Although I didn’t ask him, I knew why it was his favorite. The account had a poignant, soul-winning application, and Dad had an uncanny ability to wring any gospel relevance from any Scripture passage. He almost always closed his sermons with a moving appeal to bow at the cross “before it is eternally too late.”

The 2 Kings narrative is a riveting tale. It chronicles a frightful episode in the life of four lepers who eked out a living by begging outside the gates of Samaria. Today, we would refer to them by the less offensive term “homeless.” Capital of the northern ten tribes of Israel, Samaria was under siege by Syria, Israel’s perennial enemy and a thorn in their side to this day.

To put the account in context, Syria was later swallowed up by the much mightier Assyrian Empire, the same empire that carried out a three-year siege of the same city and thereby succeeded in taking into captivity the entire northern kingdom.
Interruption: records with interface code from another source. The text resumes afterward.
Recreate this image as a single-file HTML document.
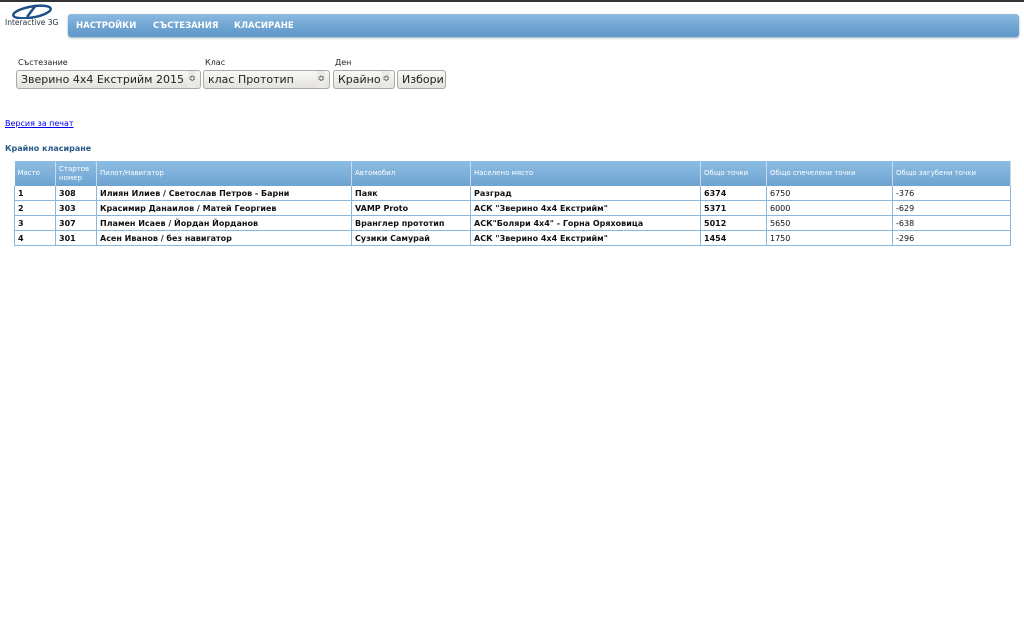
<!DOCTYPE html>
<html><head><meta charset="utf-8"><style>
body{margin:0;width:1024px;height:640px;background:#fff;font-family:"DejaVu Sans","Liberation Sans",sans-serif;position:relative;overflow:hidden}
.topline{position:absolute;left:0;top:0;width:1024px;height:2px;background:#333}
.logo{position:absolute;left:5px;top:3px;width:56px;height:24px}
.logo .t{position:absolute;left:0;top:15px;font-size:7.5px;color:#234;white-space:nowrap}
.nav{position:absolute;left:68px;top:14px;width:951px;height:23px;border-radius:3px;background:linear-gradient(#8cbbe0,#6fa4d2 55%,#5f97c9);box-shadow:0 1px 2px #9ab}
.nav span{position:absolute;top:7px;color:#fff;font-weight:bold;font-size:8.5px}
.lbl{position:absolute;top:58px;font-size:8px;color:#222}
.sel{position:absolute;top:70px;height:19px;border:1px solid #aaa;border-radius:3px;background:linear-gradient(#f8f8f6,#e4e2de);box-sizing:border-box;font-size:11px;line-height:17px;padding-left:4px;color:#222;white-space:nowrap;overflow:hidden}
.sel i{position:absolute;right:4px;top:0;font-style:normal;font-size:9px;color:#444;background:#eceae6}
a{position:absolute;left:5px;top:119px;font-size:8px;color:#00e;text-decoration:underline}
h4{position:absolute;left:5px;top:144px;margin:0;font-size:8px;color:#2a5a8a}
table{position:absolute;left:14px;top:161px;border-collapse:collapse;font-size:8px;width:996px;table-layout:fixed}
th{background:linear-gradient(#8dbde2,#6ea4d2);color:#fff;font-weight:normal;text-align:left;height:25px;padding:0 3px;font-size:7px;line-height:9px;border-right:1px solid #c4daee}
td{height:14px;padding:0 3px;border:1px solid #8db6dc;border-top:none;color:#111;white-space:nowrap;overflow:hidden}
td.b{font-weight:bold}
</style></head><body>
<div class="topline"></div>
<div class="logo"><svg width="56" height="16" viewBox="0 0 56 16"><ellipse cx="27" cy="9" rx="19" ry="5.5" fill="none" stroke="#1d4f8a" stroke-width="2.5" transform="rotate(-10 27 9)"/><path d="M22 14 L31 2" stroke="#1d4f8a" stroke-width="2.5"/></svg><div class="t">Interactive 3G</div></div>
<div class="nav"><span style="left:8px">НАСТРОЙКИ</span><span style="left:85px">СЪСТЕЗАНИЯ</span><span style="left:166px">КЛАСИРАНЕ</span></div>
<div class="lbl" style="left:18px">Състезание</div>
<div class="lbl" style="left:205px">Клас</div>
<div class="lbl" style="left:335px">Ден</div>
<div class="sel" style="left:16px;width:185px">Зверино 4x4 Екстрийм 2015<i>≎</i></div>
<div class="sel" style="left:203px;width:127px">клас Прототип<i>≎</i></div>
<div class="sel" style="left:333px;width:62px">Крайно<i>≎</i></div>
<div class="sel" style="left:397px;width:49px">Избори</div>
<a>Версия за печат</a>
<h4>Крайно класиране</h4>
<table>
<colgroup><col style="width:41px"><col style="width:41px"><col style="width:255px"><col style="width:119px"><col style="width:230px"><col style="width:66px"><col style="width:126px"><col style="width:118px"></colgroup>
<tr><th>Място</th><th>Стартов<br>номер</th><th>Пилот/Навигатор</th><th>Автомобил</th><th>Населено място</th><th>Общо точки</th><th>Общо спечелени точки</th><th>Общо загубени точки</th></tr>
<tr><td class="b">1</td><td class="b">308</td><td class="b">Илиян Илиев / Светослав Петров - Барни</td><td class="b">Паяк</td><td class="b">Разград</td><td class="b">6374</td><td>6750</td><td>-376</td></tr>
<tr><td class="b">2</td><td class="b">303</td><td class="b">Красимир Данаилов / Матей Георгиев</td><td class="b">VAMP Proto</td><td class="b">АСК "Зверино 4x4 Екстрийм"</td><td class="b">5371</td><td>6000</td><td>-629</td></tr>
<tr><td class="b">3</td><td class="b">307</td><td class="b">Пламен Исаев / Йордан Йорданов</td><td class="b">Вранглер прототип</td><td class="b">АСК"Боляри 4x4" - Горна Оряховица</td><td class="b">5012</td><td>5650</td><td>-638</td></tr>
<tr><td class="b">4</td><td class="b">301</td><td class="b">Асен Иванов / без навигатор</td><td class="b">Сузики Самурай</td><td class="b">АСК "Зверино 4x4 Екстрийм"</td><td class="b">1454</td><td>1750</td><td>-296</td></tr>
</table>
</body></html>
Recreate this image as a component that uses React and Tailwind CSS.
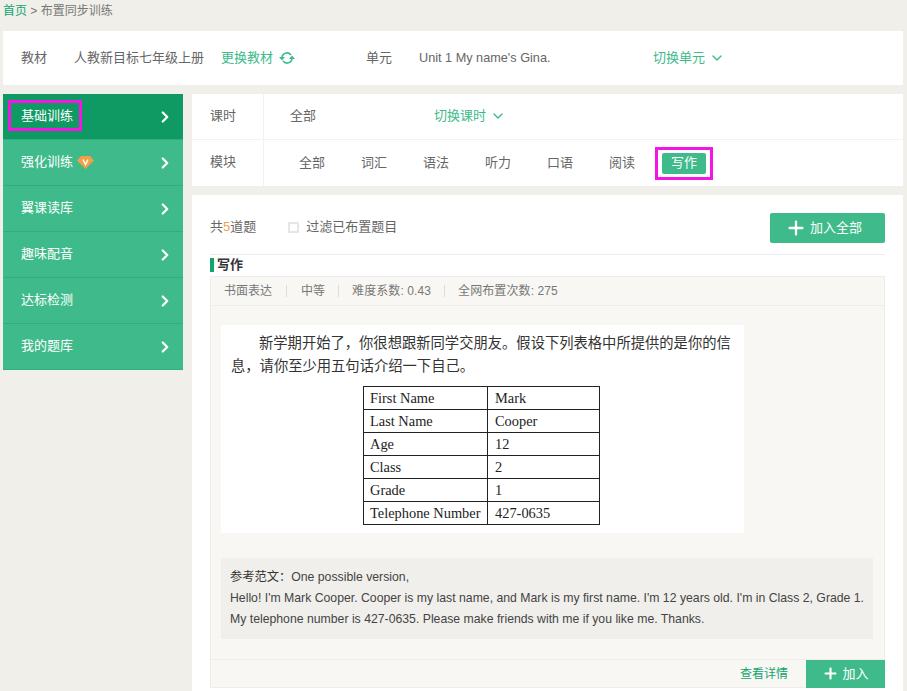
import { ChevronRight, ChevronDown, Plus } from 'lucide-react';

const SIDE = ['基础训练', '强化训练', '翼课读库', '趣味配音', '达标检测', '我的题库'];
const TABS = ['全部', '词汇', '语法', '听力', '口语', '阅读'];
const ROWS = [
  ['First Name', 'Mark'],
  ['Last Name', 'Cooper'],
  ['Age', '12'],
  ['Class', '2'],
  ['Grade', '1'],
  ['Telephone Number', '427-0635'],
];

function VipBadge() {
  return (
    <svg width="17" height="14" viewBox="0 0 17 14" className="ml-[4px]">
      <path d="M4 1h9l4 4.500L8.500 14 0 5.500z" fill="#f0a045" />
      <path d="M6 4.500l2.500 5 2.500-5" fill="none" stroke="#fff" strokeWidth="1.400" />
    </svg>
  );
}

function SyncIcon() {
  return (
    <svg width="16" height="14" viewBox="0 0 16 14" fill="none" className="ml-[6px]">
      <path d="M3 7a5 5 0 0 1 9-3" stroke="#3fbb8b" strokeWidth="1.600" />
      <path d="M13 7a5 5 0 0 1-9 3" stroke="#3fbb8b" strokeWidth="1.600" />
      <path d="M0 6h6L3 9.500z" fill="#3fbb8b" />
      <path d="M10 8h6l-3-3.500z" fill="#3fbb8b" />
    </svg>
  );
}

export default function App() {
  return (
    <div className="w-[907px] h-[691px] overflow-hidden bg-[#f0efea] text-[13px] text-[#666] font-['Liberation_Sans','Noto_Sans_CJK_SC',sans-serif]">
      {/* breadcrumb */}
      <div className="h-[31px] pl-[3px] pt-[3px] text-[12px] leading-[16px] text-[#777]">
        <span className="text-[#10a56f]">首页</span> &gt; 布置同步训练
      </div>

      {/* book bar */}
      <div className="ml-[3px] w-[900px] h-[54px] bg-white flex items-center">
        <span className="ml-[18px] w-[53px]">教材</span>
        <span className="w-[147px]">人教新目标七年级上册</span>
        <span className="flex items-center text-[#3dba8a]">
          更换教材
          <SyncIcon />
        </span>
        <span className="ml-[71px] w-[53px]">单元</span>
        <span className="w-[234px] text-[12.7px] mt-[2px]">Unit 1 My name's Gina.</span>
        <span className="flex items-center text-[#3dba8a] -mt-[1px]">
          切换单元
          <ChevronDown className="w-[16px] h-[16px] ml-[4px]" strokeWidth={2} />
        </span>
      </div>

      <div className="flex items-start mt-[9px] ml-[3px]">
        {/* sidebar */}
        <aside className="w-[180px] flex-none">
          {SIDE.map((label, i) => (
            <div
              key={label}
              className={`h-[46px] flex items-center justify-between pr-[9px] text-white border-b border-[#2fae7e] ${i === 0 ? 'bg-[#0e9a62] pl-[5px]' : 'bg-[#3fbb8b] pl-[18px]'}`}
            >
              <span className="flex items-center -mt-[2px]">
                {i === 0 ? (
                  <span className="w-[74px] h-[31px] border-[3px] border-[#f414e4] flex items-center pl-[10px]">{label}</span>
                ) : (
                  label
                )}
                {i === 1 && <VipBadge />}
              </span>
              <ChevronRight className="w-[18px] h-[18px]" strokeWidth={3} />
            </div>
          ))}
        </aside>

        <div className="w-[711px] ml-[9px] flex-none">
          {/* filters */}
          <div className="h-[92px] bg-white flex flex-col">
            <div className="h-[46px] flex items-center border-b border-[#f2f2f0]">
              <span className="w-[72px] h-full flex items-center pl-[18px] pb-[2px] border-r border-[#f2f2f0]">课时</span>
              <span className="ml-[26px] w-[144px] -mt-[2px]">全部</span>
              <span className="flex items-center text-[#3dba8a] -mt-[2px]">
                切换课时
                <ChevronDown className="w-[16px] h-[16px] ml-[4px]" strokeWidth={2} />
              </span>
            </div>
            <div className="flex-1 flex items-center">
              <span className="w-[72px] h-full flex items-center pl-[18px] pb-[2px] border-r border-[#f2f2f0]">模块</span>
              <div className="ml-[26px] flex items-center gap-[18px]">
                {TABS.map((t) => (
                  <span key={t} className="w-[44px] text-center">{t}</span>
                ))}
              </div>
              <div className="ml-[11px] w-[58px] h-[33px] border-[3px] border-[#f414e4] flex items-center justify-center">
                <span className="w-[44px] h-[21px] rounded-[2px] bg-[#3fbb8b] text-white text-center leading-[20px]">写作</span>
              </div>
            </div>
          </div>

          {/* question list */}
          <div className="mt-[9px] h-[500px] bg-white px-[18px]">
            <div className="h-[60px] flex items-center border-b border-[#ececec] pt-[5px]">
              <span>共<span className="text-[#f5a04a]">5</span>道题</span>
              <span className="ml-[32px] w-[11px] h-[11px] border-2 border-[#e6e6e6]" />
              <span className="ml-[7px] -mt-[1px]">过滤已布置题目</span>
              <button className="ml-auto w-[115px] h-[30px] mt-[1px] rounded-[2px] bg-[#3fbb8b] text-white flex items-center justify-center pr-[8px]">
                <Plus className="w-[22px] h-[22px] mr-[3px]" strokeWidth={2.500} />
                加入全部
              </button>
            </div>

            <div className="h-[21px] flex items-center pb-[2px]">
              <span className="w-[4px] h-[14px] bg-[#10a56f] mr-[3px]" />
              <span className="font-bold text-[#333]">写作</span>
            </div>

            <div className="w-[675px] h-[412px] border border-[#eeedea] bg-[#f8f7f3] flex flex-col">
              <div className="h-[29px] flex-none flex items-center pl-[13px] border-b border-[#eeedea] text-[12px] text-[#777]">
                <span>书面表达</span>
                <span className="mx-[14px] w-px h-[12px] bg-[#ddd]" />
                <span>中等</span>
                <span className="mx-[13px] w-px h-[12px] bg-[#ddd]" />
                <span className="tracking-[0.1px]">难度系数: 0.43</span>
                <span className="mx-[13px] w-px h-[12px] bg-[#ddd]" />
                <span className="tracking-[0.1px]">全网布置次数: 275</span>
              </div>

              <div className="flex-1 px-[10px] pt-[19px]">
                {/* question text */}
                <div className="w-[523px] h-[208px] bg-white px-[10px] pt-[7px] text-[#333]">
                  <p className="text-[14.300px] leading-[23px] indent-[28px]">
                    新学期开始了，你很想跟新同学交朋友。假设下列表格中所提供的是你的信息，请你至少用五句话介绍一下自己。
                  </p>
                  <table className="ml-[132px] mt-[8px] border-collapse font-['Liberation_Serif',serif] text-[14.400px] text-[#222]">
                    <tbody>
                      {ROWS.map(([a, b]) => (
                        <tr key={a} className="h-[23px]">
                          <td className="w-[124px] border border-[#222] pl-[6px] py-0 leading-[20px]">{a}</td>
                          <td className="w-[112px] border border-[#222] pl-[7px] py-0 leading-[20px]">{b}</td>
                        </tr>
                      ))}
                    </tbody>
                  </table>
                </div>

                {/* sample answer */}
                <div className="mt-[25px] w-[652px] h-[81px] bg-[#f0efeb] px-[9px] pt-[9px] text-[12.250px] leading-[21px] text-[#444]">
                  <div><span className="text-[#333]">参考范文：</span>One possible version,</div>
                  <div className="whitespace-nowrap">Hello! I'm Mark Cooper. Cooper is my last name, and Mark is my first name. I'm 12 years old. I'm in Class 2, Grade 1.</div>
                  <div className="whitespace-nowrap">My telephone number is 427-0635. Please make friends with me if you like me. Thanks.</div>
                </div>
              </div>

              <div className="h-[28px] flex-none flex items-center justify-end border-t border-[#eeedea]">
                <span className="text-[12px] text-[#10a56f] mr-[18px]">查看详情</span>
                <button className="w-[79px] h-[28px] -mr-[1px] bg-[#3fbb8b] text-white flex items-center justify-center">
                  <Plus className="w-[17px] h-[17px] mr-[3px]" strokeWidth={3} />
                  加入
                </button>
              </div>
            </div>
          </div>
        </div>
      </div>
    </div>
  );
}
Unlike the Assyrians, however, the Syrians’ earlier attempt to starve Samaria into submission failed.

But they came close. 2 Kings 6-7 gives the grisly details. The Syrian army had surrounded the city, blockading all traffic in and out. The resulting famine was so dire that the emaciated Samarians were reduced to eating donkey heads, bird dung, and even their own children.

The lepers, discussing their plight amongst themselves, reasoned that they would soon die. Either as a result of starvation, their disease, or the Syrians themselves, their fate was sealed. So, they debated, why not simply surrender to the Syrians?

Perhaps the Syrians would have mercy on them and at least feed them one last meal before their execution. They had nothing to lose. As they approached the Syrian camp, perhaps waving a white flag, the lepers encountered not one Syrian soldier to whom they could surrender.

To their dismay, they soon realized that all of the Syrian forces had fled! God had spooked them into flight by causing them to hear a great noise that they perceived to be that of the Hittites and Egyptians, coming to Israel’s rescue. The lepers couldn’t believe their good fortune and scurried from tent to tent gorging on food left behind by the Syrians.

But suddenly it hit them — they had just left an entire city that was on the brink of collapse, with hundreds dying daily, and they were keeping the good news all to themselves. As if everyone’s lives depended upon it — and it certainly did — the lepers raced back to the city and averted certain disaster.

Like the lepers, we Christians have also discovered the good news. The question is, are we now willing to share it? After all, as the great Sri Lankan theologian D.T. Niles put it, “Evangelism is just one beggar telling another beggar where to find bread.”